There is more than a hint of Fall in the air this weekend as college football has returned. For those of you who didn't watch a game yesterday, there is a new rule which moves the kickoff tee back 5 yards. The rule is purportedly to expand the field of active play during kickoff returns. I was thinking about this as I realized I had promised to return with some thoughts on Tod Lindberg's Political Teachings of Jesus. This is the first of several posts I hope to report.
I really liked the book, and I strongly recommend it. It is a part of what might be called the "Kingdom of God" revival now going on... authors such as N. T. Wright, Rob Bell, and Dallas Willard whose common message is that Jesus' mission was not primarily ticket-punching souls into the afterlife, but bringing the Good News of the Kingdom of Heaven into "Earth as it Is in Heaven".
The following is not specifically Lindberg's message, and I apologize to him if I distort his thoughts, but it's what I thought about throughout his book. First century Israel already had a guide as to what God wanted from his people.... the Law and the Prophets. It was nothing if not comprehensive. It told you what you could eat, what you could wear, who owed what if an ox fell into a ditch, and so forth. Then comes Jesus whose teachings are nothing if not paradoxical. He ratifies specific parts of the Law (divorce), and seems to challenge others (healing on the Sabbath), while all the time insisting that He had come not to do away with the law, but to fulfill it. Lindberg discusses two parts of Jesus' teachings that seem to show to me a pattern that I had not seen before.
First, when Jesus is in his "You have heard it said...but I tell you" addresses, the examples he gives for not resisting evildoers are curious. The insulting slap, the lawsuit over the undergarment, and (implicitly) the Roman soldier impressing you to service are humiliating situations which wound your pride, but they are not life or limb cases, nor are they the tough situations that we usually jump to when discussing these passages: self defense, the bombing of Dresden, or Dietrich Bonhoeffer's conspiracy to murder another person (Adolf Hitler).
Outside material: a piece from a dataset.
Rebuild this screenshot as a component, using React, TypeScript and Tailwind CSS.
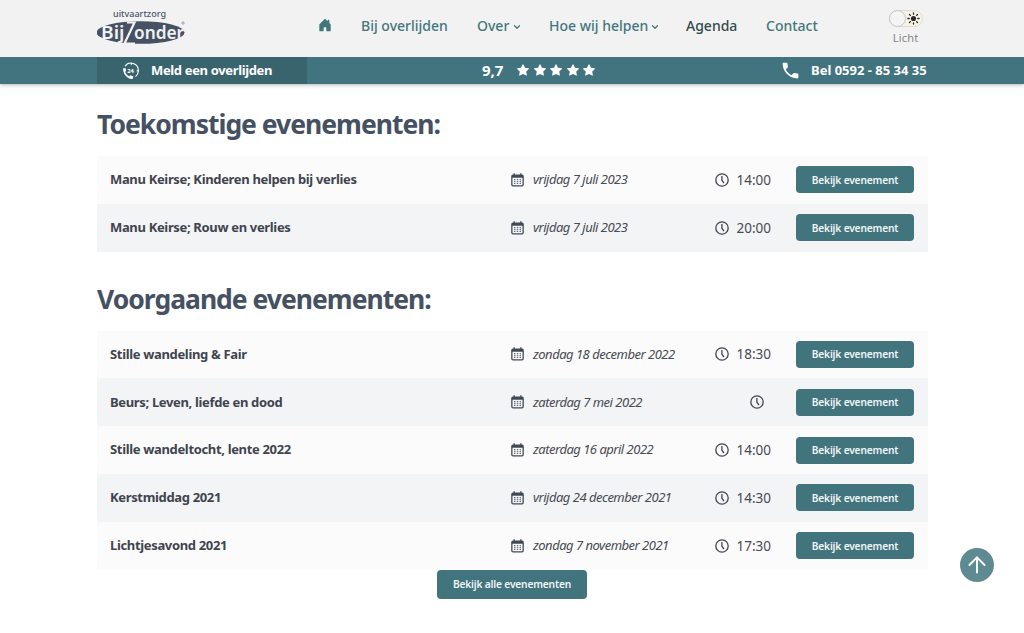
import { ReactNode } from 'react';
import { BsHouseDoorFill, BsStarFill } from 'react-icons/bs';
import { MdPhone } from 'react-icons/md';
import { ArrowUp, ChevronDown } from 'lucide-react';

type EventItem = {
  title: string;
  date: string;
  time?: string;
};

const upcoming: EventItem[] = [
  { title: 'Manu Keirse; Kinderen helpen bij verlies', date: 'vrijdag 7 juli 2023', time: '14:00' },
  { title: 'Manu Keirse; Rouw en verlies', date: 'vrijdag 7 juli 2023', time: '20:00' },
];

const past: EventItem[] = [
  { title: 'Stille wandeling & Fair', date: 'zondag 18 december 2022', time: '18:30' },
  { title: 'Beurs; Leven, liefde en dood', date: 'zaterdag 7 mei 2022' },
  { title: 'Stille wandeltocht, lente 2022', date: 'zaterdag 16 april 2022', time: '14:00' },
  { title: 'Kerstmiddag 2021', date: 'vrijdag 24 december 2021', time: '14:30' },
  { title: 'Lichtjesavond 2021', date: 'zondag 7 november 2021', time: '17:30' },
];

function Logo() {
  return (
    <svg width="92" height="40" viewBox="0 0 92 40" className="block" fontFamily="Noto Sans, sans-serif">
      <text x="16" y="9" fontSize="9.3" fontWeight="500" fill="#4a5568" textLength="53" lengthAdjust="spacingAndGlyphs">
        uitvaartzorg
      </text>
      <ellipse cx="43.5" cy="24.5" rx="44" ry="11.3" fill="#465163" />
      <path d="M30 14.5H37.500L27.5 35.5H38" fill="none" stroke="#f2f2f3" strokeWidth="2.2" />
      <g fill="#f2f2f3" fontSize="18" fontWeight="600">
        <text x="4" y="30.5" textLength="23.5" lengthAdjust="spacingAndGlyphs">Bij</text>
        <text x="37" y="30.5" textLength="50" lengthAdjust="spacingAndGlyphs">onder</text>
      </g>
      <circle cx="86" cy="15" r="1.2" fill="none" stroke="#7b8491" strokeWidth="0.7" />
    </svg>
  );
}

function CallIcon() {
  return (
    <svg width="18" height="18" viewBox="0 0 18 18" fill="none" stroke="white" className="block">
      <path d="M3 4.2A7.3 7.3 0 0 1 16.3 8.5 7.3 7.3 0 0 1 13.5 14.6" strokeWidth="1.1" />
      <path d="M9.3.8v2.2M17 8.8h-2.4" strokeWidth="1" />
      <path d="M1 6.4 3.4 6.1 4.2 9 3.1 9.9Q4.4 12.8 7.4 14.2L8.6 13.2 11.4 14.6 10.8 16.7Q9 17.5 5.6 15.4 1 12.2 1 6.4Z" fill="white" stroke="none" />
      <text x="5.2" y="10.8" fontSize="5.8" fontWeight="700" fill="white" stroke="none" fontFamily="Noto Sans, sans-serif">24</text>
    </svg>
  );
}

function SunIcon() {
  return (
    <svg width="13" height="13" viewBox="0 0 13 13" stroke="#28282e" strokeWidth="1.3" strokeLinecap="round">
      <circle cx="6.5" cy="6.5" r="2.6" fill="#28282e" stroke="none" />
      <path d="M6.5.9v1.3M6.5 10.8v1.3M.9 6.5h1.3M10.8 6.5h1.3M2.5 2.5l.9.9M9.6 9.6l.9.9M2.5 10.5l.9-.9M9.6 3.4l.9-.9" />
    </svg>
  );
}

function CalendarIcon() {
  return (
    <svg width="13" height="14" viewBox="0 0 13 14" className="block shrink-0" fill="#414957">
      <path d="M2 1.5h9a1.8 1.8 0 0 1 1.8 1.8v8.4a1.8 1.8 0 0 1-1.8 1.8H2a1.8 1.8 0 0 1-1.8-1.8V3.3A1.8 1.8 0 0 1 2 1.5zM1.5 4.8v6.6a.9.9 0 0 0 .9.9h8.2a.9.9 0 0 0 .9-.9V4.8z" fillRule="evenodd" />
      <path d="M2.5.2h1.3v2H2.5zM9.2.2h1.3v2H9.2z" />
      <path d="M3 6h1.4v1.2H3zM5.8 6h1.4v1.2H5.8zM8.6 6H10v1.2H8.6zM3 7.9h1.4v1.2H3zM5.8 7.9h1.4v1.2H5.8zM8.6 7.9H10v1.2H8.6zM3 9.8h1.4V11H3zM5.8 9.8h1.4V11H5.8zM8.6 9.8H10V11H8.6z" fillOpacity="0.8" />
    </svg>
  );
}

function ClockIcon() {
  return (
    <svg width="14" height="14" viewBox="0 0 14 14" className="block shrink-0" fill="none" stroke="#414550" strokeWidth="1.3">
      <circle cx="7" cy="7" r="6.2" />
      <path d="M6.9 2.9V7.2L9 10.1" />
    </svg>
  );
}

function NavItem({ children, width, active, menu }: { children: ReactNode; width: string; active?: boolean; menu?: boolean }) {
  return (
    <a href="#" className={`flex items-center whitespace-nowrap text-[14px] font-medium ${width} ${active ? 'text-[#334a4b]' : 'text-[#43777c]'}`}>
      {children}
      {menu && <ChevronDown size={10} strokeWidth={3} className="ml-auto mt-[2px]" />}
    </a>
  );
}

function EventRow({ event }: { event: EventItem }) {
  return (
    <li className="flex h-[47.8px] items-center pl-[13px] pr-[14px] odd:bg-[#fbfbfb] even:bg-[#f2f4f6]">
      <h3 className="w-[401px] whitespace-nowrap text-[13px] font-bold tracking-[-0.34px] text-[#3f444f]">{event.title}</h3>
      <div className="flex w-[180px] items-center gap-[9px] whitespace-nowrap text-[13px] italic tracking-[-0.5px] text-[#474a52]">
        <CalendarIcon />
        <span>{event.date}</span>
      </div>
      <div className="flex w-[80px] items-center justify-end gap-[7px] text-[13.5px] text-[#474a52]">
        <ClockIcon />
        <span className={event.time ? '' : 'w-0'}>{event.time}</span>
      </div>
      <button className="ml-auto h-[27px] w-[118px] whitespace-nowrap rounded-[4px] bg-[#42747e] pt-px text-[10.2px] font-semibold tracking-[-0.17px] text-[#f0f6f7]">
        Bekijk evenement
      </button>
    </li>
  );
}

export default function App() {
  return (
    <div className="relative h-[633px] overflow-hidden bg-white font-['Noto_Sans',sans-serif]">
      <header className="relative shadow-[0_1px_4px_rgba(30,50,60,0.35)]">
        <div className="flex h-[57px] bg-[#f2f2f3] pl-[97px]">
          <div className="w-[222px] pt-[8px]">
            <Logo />
          </div>
          <nav className="flex h-[51px] items-center">
            <a href="#" className="mr-[29px] w-[13px] pb-px text-[#43777c]">
              <BsHouseDoorFill size={14} className="-ml-px" />
            </a>
            <NavItem width="w-[87px] mr-[29px]">Bij overlijden</NavItem>
            <NavItem width="w-[45px] mr-[27px]" menu>Over</NavItem>
            <NavItem width="w-[111px] mr-[26px]" menu>Hoe wij helpen</NavItem>
            <NavItem width="w-[51px] mr-[29px]" active>Agenda</NavItem>
            <NavItem width="w-[52px]">Contact</NavItem>
          </nav>
          <div className="ml-[70.5px] flex w-[34px] flex-col items-center pt-[10px]">
            <div className="flex h-[17px] w-[34px] items-center justify-between rounded-full border border-[#dddcd8] bg-[#f7f4e4] pr-[2px]">
              <span className="-ml-px h-[17px] w-[17px] rounded-full border border-[#c4c4c6] bg-[#f4f4f5]" />
              <SunIcon />
            </div>
            <span className="mt-[3px] text-[11px] leading-4 tracking-[0.2px] text-[#858588]">Licht</span>
          </div>
        </div>
        <div className="flex h-[27px] bg-[#42747f] px-[97px] text-[13px] font-bold text-white">
          <a href="#" className="flex w-[210px] items-center bg-[#3a646d] pl-[25px]">
            <CallIcon />
            <span className="ml-[11px] whitespace-nowrap tracking-[-0.35px]">Meld een overlijden</span>
          </a>
          <div className="ml-[175px] flex items-center">
            <span className="w-[35px] text-[15px]">9,7</span>
            <div className="flex gap-[4.5px] pb-px">
              {[1, 2, 3, 4, 5].map((n) => (
                <BsStarFill key={n} size={12} />
              ))}
            </div>
          </div>
          <a href="#" className="ml-auto flex items-center whitespace-nowrap">
            <MdPhone size={21} />
            <span className="ml-[10px] w-[116px]">Bel 0592 - 85 34 35</span>
          </a>
        </div>
      </header>

      <main className="ml-[97px] w-[831px]">
        <h2 className="flex h-[72px] items-center pt-[10px] text-[26.5px] font-bold tracking-[-1px] text-[#455163]">
          Toekomstige evenementen:
        </h2>
        <ul>
          {upcoming.map((event) => (
            <EventRow key={event.title} event={event} />
          ))}
        </ul>
        <h2 className="flex h-[79px] items-center pt-[17px] text-[26.5px] font-bold tracking-[-1px] text-[#455163]">
          Voorgaande evenementen:
        </h2>
        <ul>
          {past.map((event) => (
            <EventRow key={event.title} event={event} />
          ))}
        </ul>
        <button className="ml-[340px] block h-[29px] w-[150px] whitespace-nowrap rounded-[4px] bg-[#42747e] pt-px text-[10.2px] font-semibold tracking-[-0.17px] text-[#f0f6f7]">
          Bekijk alle evenementen
        </button>
      </main>

      <button className="absolute left-[960px] top-[548px] flex h-[34px] w-[34px] items-center justify-center rounded-full bg-[#5e8b92] text-white">
        <ArrowUp size={26} strokeWidth={1.8} />
      </button>
    </div>
  );
}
Likewise, Lindberg made me question what I had heard all my life...that Jesus' command to forgive seventy times seven is 1st century shorthand for infinity. No, it's not. It's still a finite number. I believe that Jesus was anything but a sloppy thinker. If he had wanted to use self defense against brutal force as an example, he would have. If he had wanted to say "forgive forever and ever, world without end", he would have.
Rather, I think Jesus message is moving the tee by expanding the space of love in human interactions: don't ramp up a disagreement over pride; don't count to seven in forgiveness, count to seventy times seven. I think that these examples are chosen specifically because they are so mundane. How many times have I felt physically threatened? Maybe once or twice. How many times has my pride been harmed? More than I can confess. Ultimately, however, because Jesus comes to fulfill the Law, the endgames of the Law must eventually apply. If someone is about to kill your oldest son, you do not necessarily have to hand over your second son to be butchered. If your are shown documentation of the murder of millions of Jews, you must decide whether to join in a plot to kill Hitler. Some people are so thoroughly evil that our limits to forgiveness must be reached. Compared to needing to forgive a co-worker more than seven times or having our feelings hurt, these are rare and extreme situations. What Lindberg points out is that is Jesus, by moving the tee, has created a new part of the playing field where He neither commands, nor forbids, nor gives permission for specific acts. He has instructed us to love the Father and our neighbor, to remember the Law and to love, and we are to carry these into this uncharted territory.